» **Task goal**
Go through the listing below and gather every line with the word "components".

» **Data shown**
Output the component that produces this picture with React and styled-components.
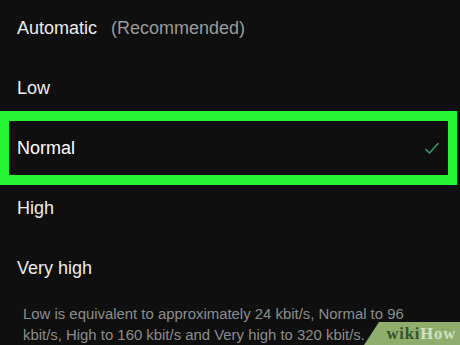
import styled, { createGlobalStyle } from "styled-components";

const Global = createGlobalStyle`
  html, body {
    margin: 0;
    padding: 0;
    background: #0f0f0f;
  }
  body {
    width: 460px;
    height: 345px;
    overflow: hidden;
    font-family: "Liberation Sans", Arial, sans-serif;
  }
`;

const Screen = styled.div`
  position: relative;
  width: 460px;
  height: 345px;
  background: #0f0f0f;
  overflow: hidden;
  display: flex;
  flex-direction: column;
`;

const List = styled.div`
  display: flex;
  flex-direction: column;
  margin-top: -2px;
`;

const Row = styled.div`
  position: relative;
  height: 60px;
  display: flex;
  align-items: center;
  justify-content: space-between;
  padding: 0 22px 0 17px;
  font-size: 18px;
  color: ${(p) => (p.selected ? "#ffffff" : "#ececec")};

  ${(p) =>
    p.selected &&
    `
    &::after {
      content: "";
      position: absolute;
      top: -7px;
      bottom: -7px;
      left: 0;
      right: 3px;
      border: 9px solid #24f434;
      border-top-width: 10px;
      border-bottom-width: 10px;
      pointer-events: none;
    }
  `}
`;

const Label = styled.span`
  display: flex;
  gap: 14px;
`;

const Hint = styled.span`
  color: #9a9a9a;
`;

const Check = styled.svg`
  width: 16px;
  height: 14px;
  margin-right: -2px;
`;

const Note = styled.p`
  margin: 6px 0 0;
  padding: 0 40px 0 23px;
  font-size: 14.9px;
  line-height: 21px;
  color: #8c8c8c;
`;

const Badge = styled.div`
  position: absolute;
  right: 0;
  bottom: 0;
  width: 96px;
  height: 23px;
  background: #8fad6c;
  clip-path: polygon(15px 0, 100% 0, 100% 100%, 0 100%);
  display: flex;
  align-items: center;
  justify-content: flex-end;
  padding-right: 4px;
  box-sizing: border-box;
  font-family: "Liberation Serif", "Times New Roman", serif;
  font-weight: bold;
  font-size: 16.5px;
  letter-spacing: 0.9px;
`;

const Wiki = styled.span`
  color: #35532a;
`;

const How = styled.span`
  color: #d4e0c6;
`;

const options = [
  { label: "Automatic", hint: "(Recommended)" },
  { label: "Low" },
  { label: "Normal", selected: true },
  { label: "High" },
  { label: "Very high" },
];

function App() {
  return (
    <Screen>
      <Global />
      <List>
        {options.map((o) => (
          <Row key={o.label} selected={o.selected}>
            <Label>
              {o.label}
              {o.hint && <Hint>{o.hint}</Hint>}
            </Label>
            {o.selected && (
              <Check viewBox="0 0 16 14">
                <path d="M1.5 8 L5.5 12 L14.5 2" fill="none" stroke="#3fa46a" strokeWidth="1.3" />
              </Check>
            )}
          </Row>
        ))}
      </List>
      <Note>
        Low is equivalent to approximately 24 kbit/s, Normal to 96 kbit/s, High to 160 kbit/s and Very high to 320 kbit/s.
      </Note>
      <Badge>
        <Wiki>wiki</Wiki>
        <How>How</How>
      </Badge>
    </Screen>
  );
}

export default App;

» **Response for this exercise**
Output the component that produces this picture with React and styled-components.
import styled, { createGlobalStyle } from "styled-components";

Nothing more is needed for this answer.